Simulation-based performance analysis of a secure UAV-to-TOC communication framework in military and emergency operations

Secure and reliable communication between Unmanned Aerial Vehicles (UAVs) and Tactical Operations Centers (TOCs) is a cornerstone of success in military and emergency response operations. As modern battlefields and disaster zones become increasingly reliant on real-time data, conventional UAV communication systems continue to struggle with electronic warfare threats, cyber intrusions, latency, and data loss under high-stress conditions. This paper presents a simulation-based performance evaluation of the previously proposed Secure Communication Framework for UAV-to-TOC Operations (SCF-UAVTOC). The framework integrates blockchain-based authentication, software-defined radios (SDR), quantum-safe encryption, and AI-driven intrusion detection. Simulated scenarios, reflecting contested environments with jamming, spoofing, and bandwidth congestion, were executed to assess the framework's real-time performance against traditional models. Metrics such as data delivery success rate, latency under stress, and cybersecurity resilience were analyzed.
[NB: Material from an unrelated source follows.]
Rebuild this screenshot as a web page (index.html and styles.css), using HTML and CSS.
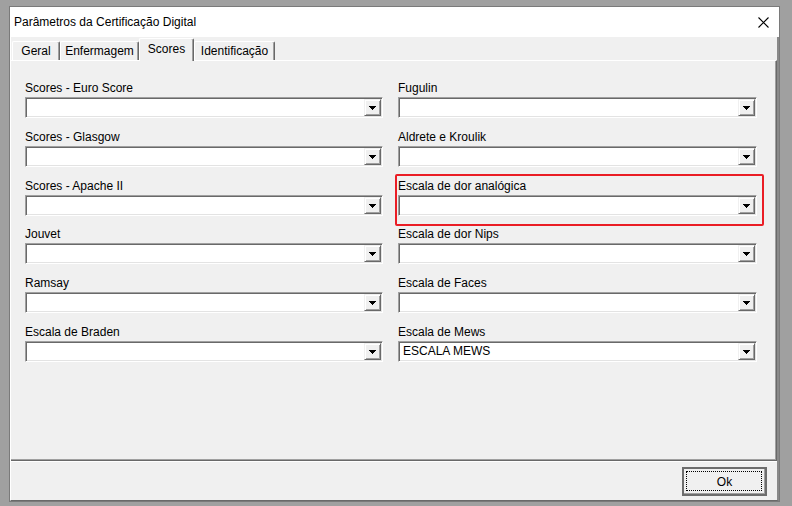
FILE: index.html
```html
<!DOCTYPE html>
<html lang="pt-BR">
<head>
<meta charset="utf-8">
<title>Parâmetros da Certificação Digital</title>
<link rel="stylesheet" href="styles.css">
</head>
<body>
<div class="window">
  <div class="titlebar">
    <span class="title">Parâmetros da Certificação Digital</span>
    <span class="close" aria-label="Fechar">
      <svg width="11" height="11" viewBox="0 0 11 11"><path d="M0.5 0.5L10.5 10.5M10.5 0.5L0.5 10.5" stroke="#000" stroke-width="1.1" fill="none"/></svg>
    </span>
  </div>
  <div class="client">
    <div class="tabs">
      <div class="tab tab-geral">Geral</div>
      <div class="tab tab-enf">Enfermagem</div>
      <div class="tab tab-scores active">Scores</div>
      <div class="tab tab-ident">Identificação</div>
    </div>
    <div class="panel">
      <div class="fields">
        <div class="field">
          <div class="label">Scores - Euro Score</div>
          <div class="combo"><span class="value"></span><span class="drop"><svg width="7" height="4" viewBox="0 0 7 4"><path d="M0 0h7v1h-1v1h-1v1h-1v1h-1v-1h-1v-1h-1v-1h-1z"/></svg></span></div>
        </div>
        <div class="field">
          <div class="label">Fugulin</div>
          <div class="combo"><span class="value"></span><span class="drop"><svg width="7" height="4" viewBox="0 0 7 4"><path d="M0 0h7v1h-1v1h-1v1h-1v1h-1v-1h-1v-1h-1v-1h-1z"/></svg></span></div>
        </div>
        <div class="field">
          <div class="label">Scores - Glasgow</div>
          <div class="combo"><span class="value"></span><span class="drop"><svg width="7" height="4" viewBox="0 0 7 4"><path d="M0 0h7v1h-1v1h-1v1h-1v1h-1v-1h-1v-1h-1v-1h-1z"/></svg></span></div>
        </div>
        <div class="field">
          <div class="label">Aldrete e Kroulik</div>
          <div class="combo"><span class="value"></span><span class="drop"><svg width="7" height="4" viewBox="0 0 7 4"><path d="M0 0h7v1h-1v1h-1v1h-1v1h-1v-1h-1v-1h-1v-1h-1z"/></svg></span></div>
        </div>
        <div class="field">
          <div class="label">Scores - Apache II</div>
          <div class="combo"><span class="value"></span><span class="drop"><svg width="7" height="4" viewBox="0 0 7 4"><path d="M0 0h7v1h-1v1h-1v1h-1v1h-1v-1h-1v-1h-1v-1h-1z"/></svg></span></div>
        </div>
        <div class="field marked">
          <div class="label">Escala de dor analógica</div>
          <div class="combo"><span class="value"></span><span class="drop"><svg width="7" height="4" viewBox="0 0 7 4"><path d="M0 0h7v1h-1v1h-1v1h-1v1h-1v-1h-1v-1h-1v-1h-1z"/></svg></span></div>
          <div class="mark"></div>
        </div>
        <div class="field">
          <div class="label">Jouvet</div>
          <div class="combo"><span class="value"></span><span class="drop"><svg width="7" height="4" viewBox="0 0 7 4"><path d="M0 0h7v1h-1v1h-1v1h-1v1h-1v-1h-1v-1h-1v-1h-1z"/></svg></span></div>
        </div>
        <div class="field">
          <div class="label">Escala de dor Nips</div>
          <div class="combo"><span class="value"></span><span class="drop"><svg width="7" height="4" viewBox="0 0 7 4"><path d="M0 0h7v1h-1v1h-1v1h-1v1h-1v-1h-1v-1h-1v-1h-1z"/></svg></span></div>
        </div>
        <div class="field">
          <div class="label">Ramsay</div>
          <div class="combo"><span class="value"></span><span class="drop"><svg width="7" height="4" viewBox="0 0 7 4"><path d="M0 0h7v1h-1v1h-1v1h-1v1h-1v-1h-1v-1h-1v-1h-1z"/></svg></span></div>
        </div>
        <div class="field">
          <div class="label">Escala de Faces</div>
          <div class="combo"><span class="value"></span><span class="drop"><svg width="7" height="4" viewBox="0 0 7 4"><path d="M0 0h7v1h-1v1h-1v1h-1v1h-1v-1h-1v-1h-1v-1h-1z"/></svg></span></div>
        </div>
        <div class="field">
          <div class="label">Escala de Braden</div>
          <div class="combo"><span class="value"></span><span class="drop"><svg width="7" height="4" viewBox="0 0 7 4"><path d="M0 0h7v1h-1v1h-1v1h-1v1h-1v-1h-1v-1h-1v-1h-1z"/></svg></span></div>
        </div>
        <div class="field">
          <div class="label">Escala de Mews</div>
          <div class="combo"><span class="value">ESCALA MEWS</span><span class="drop"><svg width="7" height="4" viewBox="0 0 7 4"><path d="M0 0h7v1h-1v1h-1v1h-1v1h-1v-1h-1v-1h-1v-1h-1z"/></svg></span></div>
        </div>
      </div>
    </div>
    <div class="footer">
      <button class="btn-ok" type="button">Ok</button>
    </div>
  </div>
</div>
</body>
</html>
```

FILE: styles.css
```css
* {
  box-sizing: border-box;
}

body {
  margin: 0;
  width: 792px;
  height: 506px;
  overflow: hidden;
  background: #a0a0a0;
  font-family: "Liberation Sans", Arial, sans-serif;
  font-size: 12px;
  color: #000;
}

/* dialog frame */
.window {
  margin: 6px 0 0 9px;
  width: 771px;
  height: 496px;
  border: 1px solid #7a7a7a;
  background: #f0f0f0;
  display: flex;
  flex-direction: column;
}

.titlebar {
  height: 30px;
  flex: none;
  background: #fff;
  display: flex;
  align-items: center;
  justify-content: space-between;
  padding: 0 10px 0 4px;
}

.close {
  display: flex;
  width: 11px;
  height: 11px;
}

.client {
  flex: 1;
  display: flex;
  flex-direction: column;
  border-left: 1px solid #fff;
  border-right: 2px solid #8a8a8a;
  border-bottom: 1px solid #696969;
}

/* tab strip */
.tabs {
  height: 23px;
  flex: none;
  display: flex;
  align-items: flex-end;
  padding-left: 1px;
  position: relative;
  z-index: 1;
}

.tab {
  height: 19px;
  display: flex;
  align-items: center;
  justify-content: center;
  border-top: 1px solid #fff;
  border-left: 1px solid #fff;
  border-right: 1px solid #696969;
  box-shadow: inset -1px 0 0 #a0a0a0;
  border-radius: 2px 2px 0 0;
  background: #f0f0f0;
}

.tab-geral { width: 48px; }
.tab-enf { width: 79px; }
.tab-scores { width: 55px; }
.tab-ident { width: 81px; }

.tab.active {
  height: 23px;
  margin-bottom: -1px;
  padding-bottom: 3px;
}

/* tab page */
.panel {
  height: 401px;
  flex: none;
  border-top: 1px solid #fff;
  border-right: 1px solid #696969;
  border-bottom: 1px solid #696969;
  box-shadow: inset -1px -1px 0 #a0a0a0;
  padding: 22px 0 0 14px;
}

.fields {
  display: grid;
  grid-template-columns: 358px 359px;
  column-gap: 15px;
  row-gap: 13.8px;
}

.field {
  position: relative;
  display: flex;
  flex-direction: column;
}

.label {
  height: 14px;
  line-height: 10px;
  white-space: nowrap;
}

.combo {
  height: 21px;
  display: flex;
  align-items: stretch;
  background: #fff;
  border-top: 1px solid #a0a0a0;
  border-left: 1px solid #a0a0a0;
  border-right: 1px solid #fff;
  border-bottom: 1px solid #fff;
  box-shadow: inset 1px 1px 0 #696969, inset -1px -1px 0 #e3e3e3;
  padding: 1px;
}

.value {
  flex: 1;
  padding-left: 3px;
  line-height: 17px;
  white-space: nowrap;
}

.drop {
  width: 17px;
  height: 17px;
  flex: none;
  display: flex;
  align-items: center;
  justify-content: center;
  padding-top: 1px;
  background: #f0f0f0;
  border-top: 1px solid #f0f0f0;
  border-left: 1px solid #f0f0f0;
  border-right: 1px solid #696969;
  border-bottom: 1px solid #696969;
  box-shadow: inset 1px 1px 0 #fff, inset -1px -1px 0 #a0a0a0;
}

.drop svg {
  display: block;
  fill: #000;
}

/* red outline drawn around one field */
.mark {
  position: absolute;
  top: -7px;
  left: -3px;
  right: -7px;
  bottom: -10px;
  border: 2px solid #ea1d25;
  border-radius: 2px;
  pointer-events: none;
}

/* button row */
.footer {
  flex: 1;
  border-top: 1px solid #fff;
  display: flex;
  justify-content: flex-end;
  align-items: flex-start;
  padding: 5px 10px 0 0;
}

.btn-ok {
  position: relative;
  width: 85px;
  height: 29px;
  margin: 0;
  padding: 0;
  background: #f0f0f0;
  border: 2px solid #6d6d6d;
  box-shadow: inset -1px -1px 0 #a0a0a0;
  font-family: "Liberation Sans", Arial, sans-serif;
  font-size: 12px;
  color: #000;
}

.btn-ok::after {
  content: "";
  position: absolute;
  inset: 2px 3px 3px 2px;
  border: 1px dotted #000;
}
```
The results clearly show that SCF-UAVTOC significantly improves communication reliability, reduces latency, and maintains mission continuity, even under adversarial conditions. This research provides empirical evidence that advanced security and adaptive communication technologies can transform UAV network resilience in real-world military and crisis settings, offering a path toward more robust tactical communication infrastructures.